De même, le dépassement par Jovenel Moïse du terme de son mandat présidentiel, en février 2021, suivies par plus de deux années de passivité, de complicité et de gâchis du gouvernement et la descente aux enfers du pays ne composèrent pas d’échéance. Il n’y a pas de dead line. Ariel Henry se contente d’annonces sans effet autour de prétendus dialogues avec l’opposition, de prochaines élections, d’appels à un consensus national, et de participer à de vagues sommets internationaux [24]. Et on voit mal ce qu’il pourrait faire de plus - de pire - pour perdre le soutien indéfectible de la communauté internationale. Cette dernière est engagée dans une course sans retour : il n’y aura ni évaluation ni remise en question. 

Peu importe les échecs passés, l’impasse actuelle et la chronique annoncée des prochains massacres et démonstrations de la faillite du gouvernement d’Ariel Henry, la seule limite à la fuite en avant de la communauté internationale est l’anéantissement d’Haïti. 

EN GUISE DE CONCLUSION La situation haïtienne est dramatique. Pas incompréhensible. Et il s’agit d’un cas extrême ; pas d’un cas à part. La crise actuelle renvoie à une histoire inédite et à une géopolitique particulière. Mais, elle relève également de dynamiques et d’enjeux communs, ainsi que d’une révolte mondialement partagée contre les inégalités, l’autoritarisme et l’accaparement d’une classe dominante qui s’est reproduite à l’échelle internationale. 

« Si vous n’êtes pas à la table, vous êtes probablement au menu » dit le proverbe.
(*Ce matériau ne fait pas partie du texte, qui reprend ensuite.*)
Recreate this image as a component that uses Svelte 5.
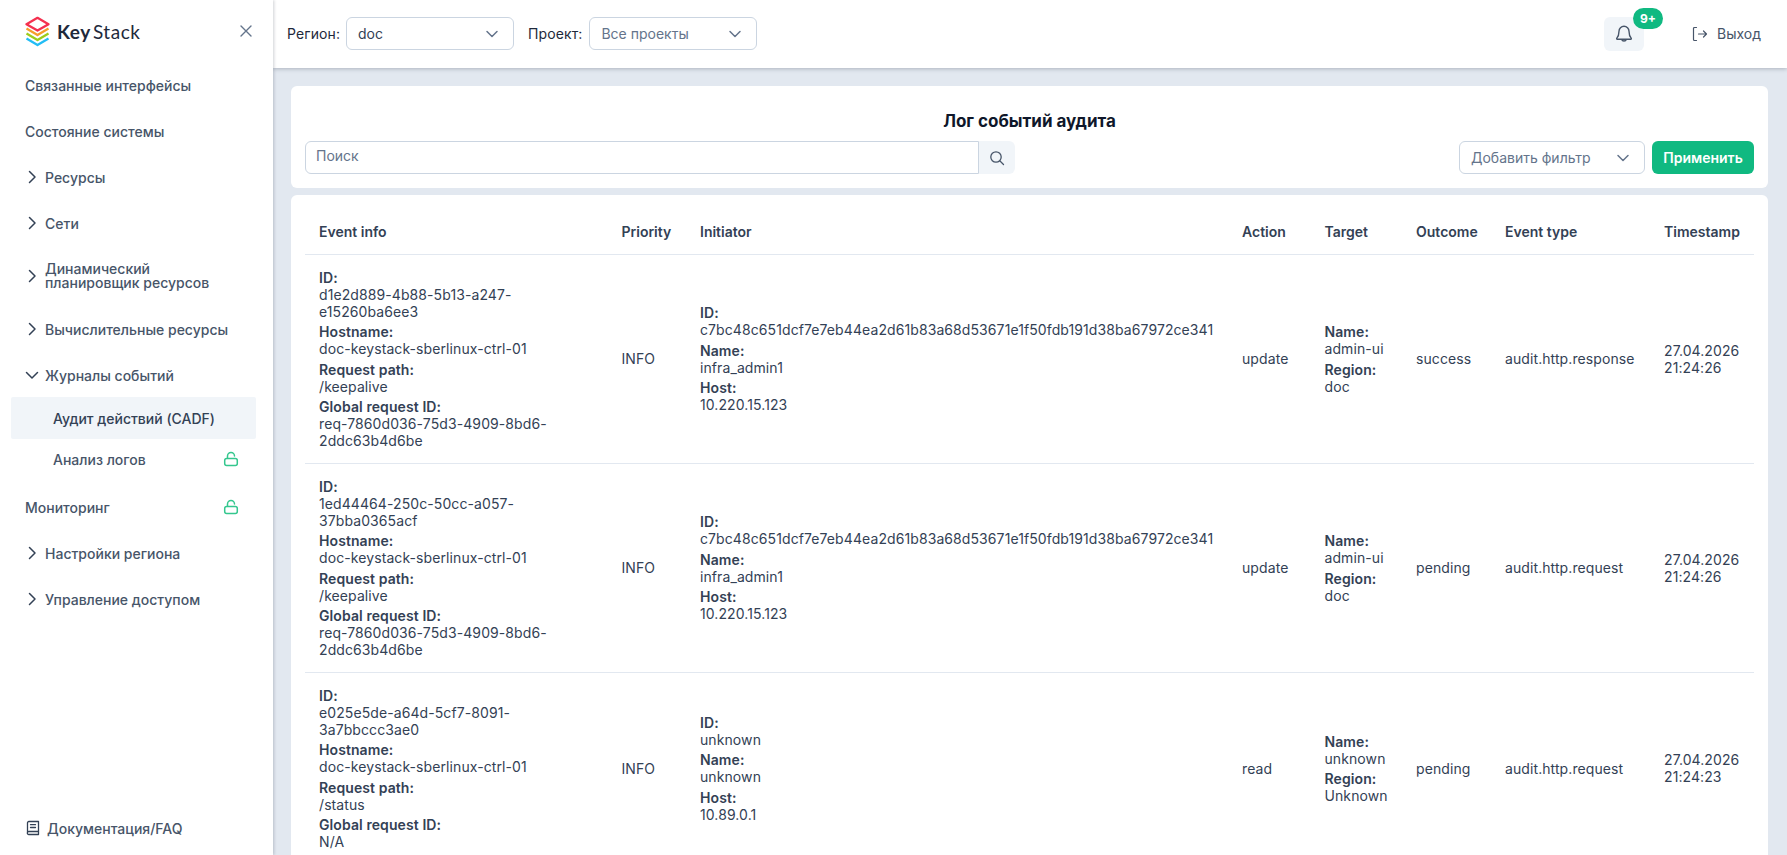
<script>
  const nav = [
    { label: "Связанные интерфейсы" },
    { label: "Состояние системы" },
    { label: "Ресурсы", arrow: "right" },
    { label: "Сети", arrow: "right" },
    { label: "Динамический планировщик ресурсов", arrow: "right", two: true },
    { label: "Вычислительные ресурсы", arrow: "right" },
    { label: "Журналы событий", arrow: "down" },
    { label: "Аудит действий (CADF)", sub: true, active: true },
    { label: "Анализ логов", sub: true, lock: true },
    { label: "Мониторинг", lock: true },
    { label: "Настройки региона", arrow: "right" },
    { label: "Управление доступом", arrow: "right" },
  ];

  const hash = "c7bc48c651dcf7e7eb44ea2d61b83a68d53671e1f50fdb191d38ba67972ce341";
  const rows = [
    {
      id: "d1e2d889-4b88-5b13-a247-e15260ba6ee3",
      path: "/keepalive",
      req: "req-7860d036-75d3-4909-8bd6-2ddc63b4d6be",
      initiator: hash, name: "infra_admin1", host: "10.220.15.123",
      action: "update", target: "admin-ui", region: "doc",
      outcome: "success", type: "audit.http.response", time: "27.04.2026 21:24:26",
    },
    {
      id: "1ed44464-250c-50cc-a057-37bba0365acf",
      path: "/keepalive",
      req: "req-7860d036-75d3-4909-8bd6-2ddc63b4d6be",
      initiator: hash, name: "infra_admin1", host: "10.220.15.123",
      action: "update", target: "admin-ui", region: "doc",
      outcome: "pending", type: "audit.http.request", time: "27.04.2026 21:24:26",
    },
    {
      id: "e025e5de-a64d-5cf7-8091-3a7bbccc3ae0",
      path: "/status",
      req: "N/A",
      initiator: "unknown", name: "unknown", host: "10.89.0.1",
      action: "read", target: "unknown", region: "Unknown",
      outcome: "pending", type: "audit.http.request", time: "27.04.2026 21:24:23",
    },
  ];
</script>

{#snippet chevron()}
  <svg class="chev" width="20" height="20" viewBox="0 0 20 20" fill="none" stroke="currentColor" stroke-width="1.5" stroke-linecap="round" stroke-linejoin="round"><path d="M5 7.5l5 5 5-5" /></svg>
{/snippet}

{#snippet lock()}
  <svg class="lock" width="16" height="16" viewBox="0 0 16 16" fill="none" stroke="#34c78e" stroke-width="1.5" stroke-linecap="round" stroke-linejoin="round"><rect x="1.700" y="7.500" width="12.600" height="7" rx="2" /><path d="M4.500 7.200V5a3.500 3.500 0 0 1 7 0" /></svg>
{/snippet}

{#snippet field(label, value)}
  <div class="field"><b>{label}:</b><span>{value}</span></div>
{/snippet}

<div class="layout">
  <aside class="sidebar">
    <div class="brand">
      <svg width="25" height="31" viewBox="0 0 25 31" fill="none" stroke-width="2.300" stroke-linejoin="round">
        <path d="M1.500 22.500L12.500 29l11-6.500" stroke="#22bdf5" />
        <path d="M1.500 17.500L12.500 24l11-6.500" stroke="#9ccc1c" />
        <path d="M1.500 12.500L12.500 19l11-6.500" stroke="#f59e2c" />
        <path d="M1.500 8.200L12.500 1.800l11 6.400-11 6.400z" stroke="#f4304f" />
      </svg>
      <span class="word"><b>Key</b>Stack</span>
      <svg class="close" width="16" height="16" viewBox="0 0 16 16" fill="none" stroke="#64748b" stroke-width="1.400" stroke-linecap="round"><path d="M3 3l10 10M13 3L3 13" /></svg>
    </div>
    <nav>
      {#each nav as item}
        <div class="item" class:sub={item.sub} class:active={item.active} class:two={item.two}>
          {#if item.arrow}
            <svg class="arrow" width="16" height="16" viewBox="0 0 16 16" fill="none" stroke="#334155" stroke-width="1.500" stroke-linecap="round" stroke-linejoin="round">
              {#if item.arrow === "right"}<path d="M5.500 2.500L11 8l-5.500 5.500" />{:else}<path d="M2.500 5.500L8 11l5.500-5.500" />{/if}
            </svg>
          {/if}
          <span class="label">{item.label}</span>
          {#if item.lock}{@render lock()}{/if}
        </div>
      {/each}
    </nav>
    <div class="docs">
      <svg width="16" height="16" viewBox="0 0 16 16" fill="none" stroke="#334155" stroke-width="1.300" stroke-linecap="round" stroke-linejoin="round"><path d="M2.500 13V2.800A1.300 1.300 0 0 1 3.800 1.500h9.700v10H3.800a1.300 1.300 0 0 0 0 3h9.700v-3M5.500 4.700h5M5.500 7.500h5" /></svg>
      <span>Документация/FAQ</span>
    </div>
  </aside>

  <div class="page">
    <header>
      <span class="sel-label">Регион:</span>
      <div class="select region"><span class="val">doc</span>{@render chevron()}</div>
      <span class="sel-label second">Проект:</span>
      <div class="select project"><span>Все проекты</span>{@render chevron()}</div>
      <div class="bell">
        <svg width="20" height="20" viewBox="0 0 20 20" fill="none" stroke="#475569" stroke-width="1.400" stroke-linecap="round" stroke-linejoin="round"><path d="M7.600 15.200a2.500 2.500 0 0 0 4.800 0M10 2.200a5 5 0 0 0-5 5c0 3.800-.7 5.300-2.300 7.200-.1.300 0 .8.500.8h13.600c.5 0 .6-.5.500-.8C15.700 12.500 15 11 15 7.200a5 5 0 0 0-5-5z" /></svg>
        <span class="badge">9+</span>
      </div>
      <div class="logout">
        <svg width="16" height="16" viewBox="0 0 16 16" fill="none" stroke="#475569" stroke-width="1.200" stroke-linecap="round" stroke-linejoin="round"><path d="M4.500 1.500H2.500a1 1 0 0 0-1 1v11a1 1 0 0 0 1 1h2M6.500 8h8M11.500 5l3 3-3 3" /></svg>
        <span>Выход</span>
      </div>
    </header>

    <main>
      <section class="card filters">
        <h1>Лог событий аудита</h1>
        <div class="filter-row">
          <div class="search">
            <div class="search-input">Поиск</div>
            <div class="search-btn">
              <svg width="16" height="16" viewBox="0 0 16 16" fill="none" stroke="#475569" stroke-width="1.300" stroke-linecap="round"><circle cx="7" cy="7" r="5.200" /><path d="M11 11l3.500 3.500" /></svg>
            </div>
          </div>
          <div class="select add"><span>Добавить фильтр</span>{@render chevron()}</div>
          <button class="apply">Применить</button>
        </div>
      </section>

      <section class="card">
        <table>
          <colgroup>
            <col style="width:302.500px" /><col style="width:78.500px" /><col style="width:542px" /><col style="width:82.500px" />
            <col style="width:91.500px" /><col style="width:89px" /><col style="width:159px" /><col style="width:104px" />
          </colgroup>
          <thead>
            <tr>
              <th>Event info</th><th>Priority</th><th>Initiator</th><th>Action</th>
              <th>Target</th><th>Outcome</th><th>Event type</th><th>Timestamp</th>
            </tr>
          </thead>
          <tbody>
            {#each rows as r}
              <tr>
                <td class="event">
                  {@render field("ID", r.id)}
                  {@render field("Hostname", "doc-keystack-sberlinux-ctrl-01")}
                  {@render field("Request path", r.path)}
                  {@render field("Global request ID", r.req)}
                </td>
                <td>INFO</td>
                <td>
                  {@render field("ID", r.initiator)}
                  {@render field("Name", r.name)}
                  {@render field("Host", r.host)}
                </td>
                <td>{r.action}</td>
                <td>
                  {@render field("Name", r.target)}
                  {@render field("Region", r.region)}
                </td>
                <td>{r.outcome}</td>
                <td>{r.type}</td>
                <td>{r.time}</td>
              </tr>
            {/each}
          </tbody>
        </table>
      </section>
    </main>
  </div>
</div>

<style>
  :global(body) {
    margin: 0;
    font-family: Inter, "Liberation Sans", sans-serif;
    font-size: 14px;
    color: #334155;
  }

  .layout {
    display: flex;
    height: 855px;
    overflow: hidden;
  }

  .sidebar {
    width: 273px;
    flex: none;
    display: flex;
    flex-direction: column;
    background: #fff;
    box-shadow: 1px 0 3px rgba(15, 23, 42, 0.2);
    position: relative;
    z-index: 2;
  }

  .brand {
    display: flex;
    align-items: center;
    height: 62px;
    padding: 0 19px 0 25px;
  }

  .word {
    font-family: Lato, sans-serif;
    font-size: 19px;
    letter-spacing: 0.55px;
    color: #1e293b;
    margin-left: 7px;
    flex: 1;
  }

  .word b {
    font-weight: 700;
    margin-right: 2px;
  }

  nav {
    flex: 1;
  }

  .item {
    display: flex;
    align-items: center;
    height: 46px;
    padding: 0 34px 0 25px;
    box-sizing: border-box;
    font-weight: 500;
    color: #475569;
  }

  .item .label {
    flex: 1;
  }

  .item.two {
    height: 60px;
    line-height: 14px;
  }

  .arrow {
    margin-right: 5px;
    margin-left: -1px;
  }

  .item.sub {
    height: 42px;
    margin: 0 17px 0 11px;
    padding: 0 17px 0 42px;
  }

  .item:not(.sub) + .sub {
    margin-top: -1px;
  }

  .sub + .sub {
    margin-top: -1px;
  }

  .sub + .item:not(.sub) {
    margin-top: 4px;
  }

  .item.active {
    background: #f1f5f9;
    color: #334155;
    border-radius: 2px;
  }

  .docs {
    display: flex;
    align-items: center;
    gap: 6px;
    padding: 0 25px;
    height: 44px;
    margin-bottom: 5px;
    font-weight: 500;
    color: #475569;
  }

  .page {
    flex: 1;
    min-width: 0;
    display: flex;
    flex-direction: column;
    background: #e2e8f0;
  }

  header {
    height: 68px;
    flex: none;
    box-sizing: border-box;
    display: flex;
    align-items: center;
    padding: 0 26px 1px 14px;
    background: #fff;
    box-shadow: 0 1px 4px rgba(15, 23, 42, 0.25);
    position: relative;
    z-index: 1;
    color: #1e293b;
  }

  .sel-label {
    margin-right: 6px;
    letter-spacing: 0.1px;
  }

  .sel-label.second {
    margin-left: 14px;
    margin-right: 7px;
  }

  .select {
    display: flex;
    align-items: center;
    justify-content: space-between;
    height: 33px;
    box-sizing: border-box;
    border: 1px solid #cbd5e1;
    border-radius: 6px;
    padding: 0 11px;
    color: #64748b;
    background: #fff;
  }

  .select .val {
    color: #334155;
  }

  .chev {
    color: #64748b;
    flex: none;
  }

  .region,
  .project {
    width: 168px;
  }

  .bell {
    margin-left: auto;
    width: 40px;
    height: 34px;
    border-radius: 6px;
    background: #f1f5f9;
    display: flex;
    align-items: center;
    justify-content: center;
    position: relative;
  }

  .badge {
    position: absolute;
    left: 29px;
    top: -9px;
    width: 30px;
    height: 21px;
    border-radius: 11px;
    background: #10b981;
    color: #fff;
    font-size: 12px;
    font-weight: 700;
    display: flex;
    align-items: center;
    justify-content: center;
  }

  .logout {
    display: flex;
    align-items: center;
    gap: 9px;
    margin-left: 48px;
    color: #475569;
  }

  main {
    flex: 1;
    min-height: 0;
    overflow: hidden;
    padding: 18px 19px 0 18px;
    display: flex;
    flex-direction: column;
    gap: 7px;
  }

  .card {
    background: #fff;
    border-radius: 6px;
    padding: 14px;
    flex: none;
  }

  .filters {
    height: 102px;
    box-sizing: border-box;
    padding-top: 23px;
  }

  h1 {
    margin: 0 0 8px;
    text-align: center;
    font-size: 17px;
    line-height: 24px;
    font-weight: 700;
    color: #0f172a;
  }

  .filter-row {
    display: flex;
    align-items: center;
    gap: 7px;
  }

  .search {
    display: flex;
    width: 710px;
    margin-right: auto;
  }

  .search-input {
    flex: 1;
    height: 33px;
    box-sizing: border-box;
    border: 1px solid #cbd5e1;
    border-radius: 6px 0 0 6px;
    padding: 0 10px;
    line-height: 27px;
    color: #64748b;
  }

  .search-btn {
    width: 36px;
    height: 33px;
    background: #f1f5f9;
    border-radius: 0 6px 6px 0;
    display: flex;
    align-items: center;
    justify-content: center;
  }

  .add {
    width: 186px;
  }

  .apply {
    width: 102px;
    height: 33px;
    border: none;
    border-radius: 6px;
    background: #10b981;
    color: #fff;
    font: 600 14px Inter, sans-serif;
  }

  table {
    width: 1449px;
    table-layout: fixed;
    border-collapse: collapse;
    line-height: 17px;
    letter-spacing: 0.09px;
  }

  th {
    text-align: left;
    font-weight: 600;
    padding: 0 0 0 14px;
    height: 45px;
    letter-spacing: 0;
    border-bottom: 1px solid #e2e8f0;
  }

  td {
    padding: 13.500px 0 14px 14px;
    border-bottom: 1px solid #e2e8f0;
    vertical-align: middle;
    overflow-wrap: break-word;
  }

  td.event {
    padding-right: 30px;
  }

  .field + .field {
    margin-top: 3.500px;
  }

  .field b {
    display: block;
    font-weight: 600;
  }

  .field span {
    display: block;
  }
</style>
Or, cela fait bien trop longtemps que Kenyan·nes et Haïtien·nes sont au menu de pouvoirs nationaux et internationaux qui les oppriment et les méprisent. Il ne s’agit pas de passer à table, mais bien de ne plus rester à sa place et de renverser l’ordre du monde pour que chacun·e mange à sa faim 

Haïti représente un marqueur de l’impérialisme - de sa puissance, de sa continuité et de son renouvellement - et de la solidarité internationale ; de sa faiblesse, de ses ratés et, ces dernières années, de son intensification, même si elle demeure encore largement en-deçà de ce qu’exige la justice. Haïti constitue aussi un défi à notre intelligence, à notre courage et à notre soif de liberté et de dignité.